- [Available data]:
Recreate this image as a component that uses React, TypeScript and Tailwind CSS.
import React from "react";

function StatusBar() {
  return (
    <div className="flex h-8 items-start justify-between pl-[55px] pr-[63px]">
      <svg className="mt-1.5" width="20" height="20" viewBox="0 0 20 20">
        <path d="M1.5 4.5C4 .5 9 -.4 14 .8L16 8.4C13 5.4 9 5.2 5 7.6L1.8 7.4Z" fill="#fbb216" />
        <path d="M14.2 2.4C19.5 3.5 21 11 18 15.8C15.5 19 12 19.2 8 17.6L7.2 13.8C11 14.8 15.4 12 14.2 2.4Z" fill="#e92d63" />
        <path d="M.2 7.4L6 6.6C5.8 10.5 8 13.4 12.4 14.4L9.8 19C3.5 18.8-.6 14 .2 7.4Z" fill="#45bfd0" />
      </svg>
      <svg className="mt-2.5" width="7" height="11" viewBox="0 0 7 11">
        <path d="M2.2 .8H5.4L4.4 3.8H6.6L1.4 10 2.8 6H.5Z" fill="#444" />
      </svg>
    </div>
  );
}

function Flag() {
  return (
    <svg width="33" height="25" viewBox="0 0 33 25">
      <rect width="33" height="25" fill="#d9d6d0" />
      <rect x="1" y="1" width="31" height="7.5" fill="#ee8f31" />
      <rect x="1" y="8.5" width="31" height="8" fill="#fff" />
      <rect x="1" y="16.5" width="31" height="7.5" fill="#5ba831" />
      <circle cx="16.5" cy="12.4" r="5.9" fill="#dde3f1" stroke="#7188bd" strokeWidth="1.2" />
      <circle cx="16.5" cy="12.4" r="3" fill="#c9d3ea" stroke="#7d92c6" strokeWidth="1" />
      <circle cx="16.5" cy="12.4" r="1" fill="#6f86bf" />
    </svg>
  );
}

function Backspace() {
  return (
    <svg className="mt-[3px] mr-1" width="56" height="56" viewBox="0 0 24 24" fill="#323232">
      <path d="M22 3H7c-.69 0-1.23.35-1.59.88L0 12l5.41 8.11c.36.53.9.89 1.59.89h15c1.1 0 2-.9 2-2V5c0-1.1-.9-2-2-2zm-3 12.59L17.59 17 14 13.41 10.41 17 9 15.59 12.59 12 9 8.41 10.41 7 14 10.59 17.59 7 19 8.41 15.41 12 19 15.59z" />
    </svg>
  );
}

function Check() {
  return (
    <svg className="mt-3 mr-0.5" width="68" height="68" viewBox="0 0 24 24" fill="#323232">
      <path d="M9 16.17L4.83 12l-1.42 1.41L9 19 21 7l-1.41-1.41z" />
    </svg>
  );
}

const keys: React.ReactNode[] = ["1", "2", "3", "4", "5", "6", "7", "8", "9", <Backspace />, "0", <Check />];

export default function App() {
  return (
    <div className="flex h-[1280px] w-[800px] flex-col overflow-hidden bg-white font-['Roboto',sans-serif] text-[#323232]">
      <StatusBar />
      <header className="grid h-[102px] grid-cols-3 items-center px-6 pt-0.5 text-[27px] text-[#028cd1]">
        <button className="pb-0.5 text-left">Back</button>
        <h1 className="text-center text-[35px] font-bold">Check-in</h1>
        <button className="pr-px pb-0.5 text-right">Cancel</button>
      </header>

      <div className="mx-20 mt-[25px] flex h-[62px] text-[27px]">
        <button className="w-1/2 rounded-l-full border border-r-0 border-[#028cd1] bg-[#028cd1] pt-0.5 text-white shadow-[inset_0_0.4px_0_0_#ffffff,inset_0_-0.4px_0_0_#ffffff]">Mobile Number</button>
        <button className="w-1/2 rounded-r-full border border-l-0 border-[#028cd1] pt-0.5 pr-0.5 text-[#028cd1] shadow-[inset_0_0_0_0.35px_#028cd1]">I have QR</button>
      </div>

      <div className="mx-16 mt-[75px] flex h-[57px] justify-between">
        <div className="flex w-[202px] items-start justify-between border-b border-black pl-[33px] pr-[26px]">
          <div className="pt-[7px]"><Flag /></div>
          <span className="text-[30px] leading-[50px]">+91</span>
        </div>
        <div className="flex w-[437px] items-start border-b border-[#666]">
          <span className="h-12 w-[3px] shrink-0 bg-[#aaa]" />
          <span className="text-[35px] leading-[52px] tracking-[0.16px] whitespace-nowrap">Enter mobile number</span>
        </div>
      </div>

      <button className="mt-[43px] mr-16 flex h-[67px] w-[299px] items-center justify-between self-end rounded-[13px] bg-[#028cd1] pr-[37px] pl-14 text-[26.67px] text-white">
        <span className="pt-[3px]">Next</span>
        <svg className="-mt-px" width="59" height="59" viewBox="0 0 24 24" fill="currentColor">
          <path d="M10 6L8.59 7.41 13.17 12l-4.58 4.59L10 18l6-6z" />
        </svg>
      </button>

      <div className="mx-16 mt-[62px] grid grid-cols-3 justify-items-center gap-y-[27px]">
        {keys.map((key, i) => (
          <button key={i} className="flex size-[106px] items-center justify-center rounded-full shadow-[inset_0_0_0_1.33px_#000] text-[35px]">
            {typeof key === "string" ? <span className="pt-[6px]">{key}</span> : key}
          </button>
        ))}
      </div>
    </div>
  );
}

- [Exercise task]: Quote exactly the lines running from the start of the listing above through the line where "const keys: React.ReactNode[]" is found, and output no other lines.

- [Answer]:
Recreate this image as a component that uses React, TypeScript and Tailwind CSS.
import React from "react";

function StatusBar() {
  return (
    <div className="flex h-8 items-start justify-between pl-[55px] pr-[63px]">
      <svg className="mt-1.5" width="20" height="20" viewBox="0 0 20 20">
        <path d="M1.5 4.5C4 .5 9 -.4 14 .8L16 8.4C13 5.4 9 5.2 5 7.6L1.8 7.4Z" fill="#fbb216" />
        <path d="M14.2 2.4C19.5 3.5 21 11 18 15.8C15.5 19 12 19.2 8 17.6L7.2 13.8C11 14.8 15.4 12 14.2 2.4Z" fill="#e92d63" />
        <path d="M.2 7.4L6 6.6C5.8 10.5 8 13.4 12.4 14.4L9.8 19C3.5 18.8-.6 14 .2 7.4Z" fill="#45bfd0" />
      </svg>
      <svg className="mt-2.5" width="7" height="11" viewBox="0 0 7 11">
        <path d="M2.2 .8H5.4L4.4 3.8H6.6L1.4 10 2.8 6H.5Z" fill="#444" />
      </svg>
    </div>
  );
}

function Flag() {
  return (
    <svg width="33" height="25" viewBox="0 0 33 25">
      <rect width="33" height="25" fill="#d9d6d0" />
      <rect x="1" y="1" width="31" height="7.5" fill="#ee8f31" />
      <rect x="1" y="8.5" width="31" height="8" fill="#fff" />
      <rect x="1" y="16.5" width="31" height="7.5" fill="#5ba831" />
      <circle cx="16.5" cy="12.4" r="5.9" fill="#dde3f1" stroke="#7188bd" strokeWidth="1.2" />
      <circle cx="16.5" cy="12.4" r="3" fill="#c9d3ea" stroke="#7d92c6" strokeWidth="1" />
      <circle cx="16.5" cy="12.4" r="1" fill="#6f86bf" />
    </svg>
  );
}

function Backspace() {
  return (
    <svg className="mt-[3px] mr-1" width="56" height="56" viewBox="0 0 24 24" fill="#323232">
      <path d="M22 3H7c-.69 0-1.23.35-1.59.88L0 12l5.41 8.11c.36.53.9.89 1.59.89h15c1.1 0 2-.9 2-2V5c0-1.1-.9-2-2-2zm-3 12.59L17.59 17 14 13.41 10.41 17 9 15.59 12.59 12 9 8.41 10.41 7 14 10.59 17.59 7 19 8.41 15.41 12 19 15.59z" />
    </svg>
  );
}

function Check() {
  return (
    <svg className="mt-3 mr-0.5" width="68" height="68" viewBox="0 0 24 24" fill="#323232">
      <path d="M9 16.17L4.83 12l-1.42 1.41L9 19 21 7l-1.41-1.41z" />
    </svg>
  );
}

const keys: React.ReactNode[] = ["1", "2", "3", "4", "5", "6", "7", "8", "9", <Backspace />, "0", <Check />];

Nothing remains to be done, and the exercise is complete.